Equally notable was the Western Army Command Chief, Lt-Gen Harbaksh Singh’s refusal to withdraw Indian forces to Beas as ordered by Army Chief General Chaudhuri in the face of an imminent Pakistani armour thrust in Punjab’s Khem Karan sector. In the famous Battle of Asal Uttar, the forces under Lt-Gen Harbaksh Singh’s command went on to turn the Khem Karan sector into a graveyard of Pakistan’s much-prized Patton tanks.
The Indian Navy was mostly deployed in the Andaman and Nicobar archipelago to ward of a perceived Indonesian threat. The remaining Navy assets were forbidden to cross northward of latitude Porbandar even though the Pakistan Navy had launched an (ineffective) attack on Dwarka.
As for Pakistan, it abjectly failed in its objective of wresting control of J&K with the Indian armed forces preventing that from happening. To that extent, Pakistan lost and India won the war. Contrary to its expectations, there was no public revolt against India in Kashmir.
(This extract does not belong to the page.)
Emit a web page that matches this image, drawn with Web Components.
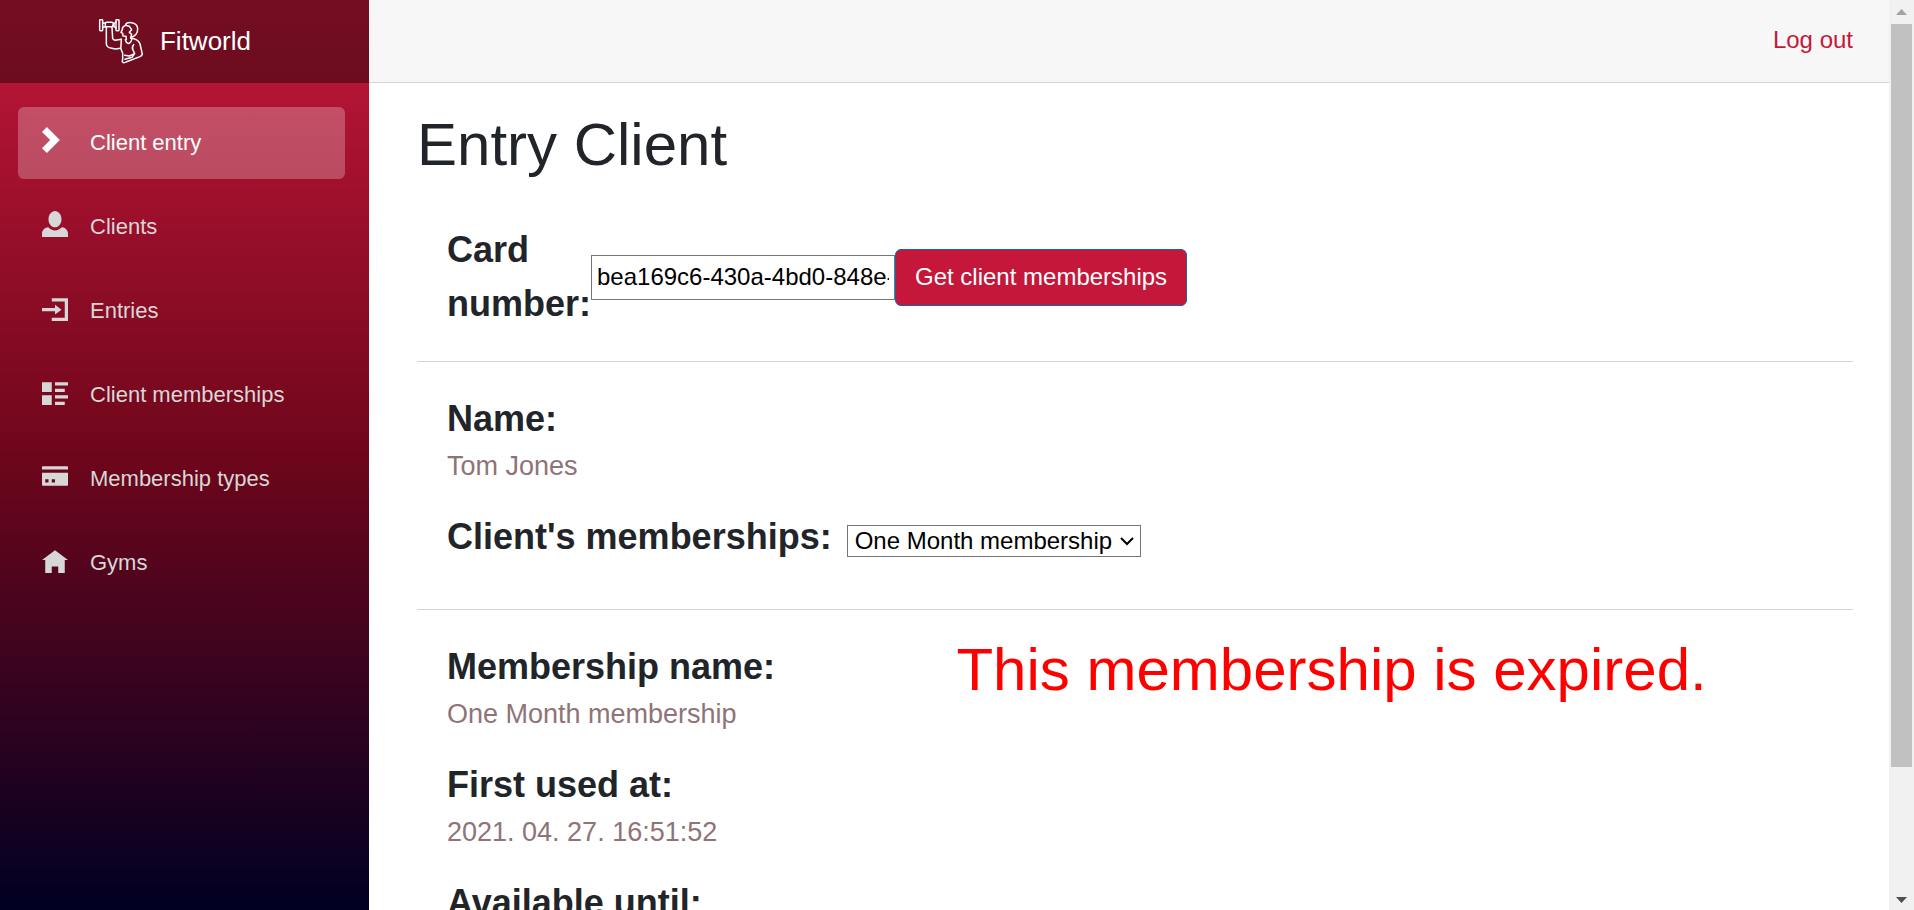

Neither did they anticipate India opening a new theatre of conflict.
Despite being a member of SEATO and CENTO, Washington DC imposed an embargo on military supplies to Pakistan, which adversely impacted the latter considering that much of its defence hardware was of US-origin.
Arguably the biggest blunder on the Indian side was made by General J.N. Chaudhuri, who agreed to a ceasefire saying that India’s front line ammunition had been expended and the Army had suffered considerable tank loss. It was later discovered that the Indian Army had only used 14 per cent of its frontline ammunition and still possessed twice the number of tanks compared to Pakistan, which in contrast had expended 80 per cent of its ammunition. Had India continued to fight, would the outcome have been more decisive in India’s favour and change the course of history is a question that experts and students of warfare need to analyse.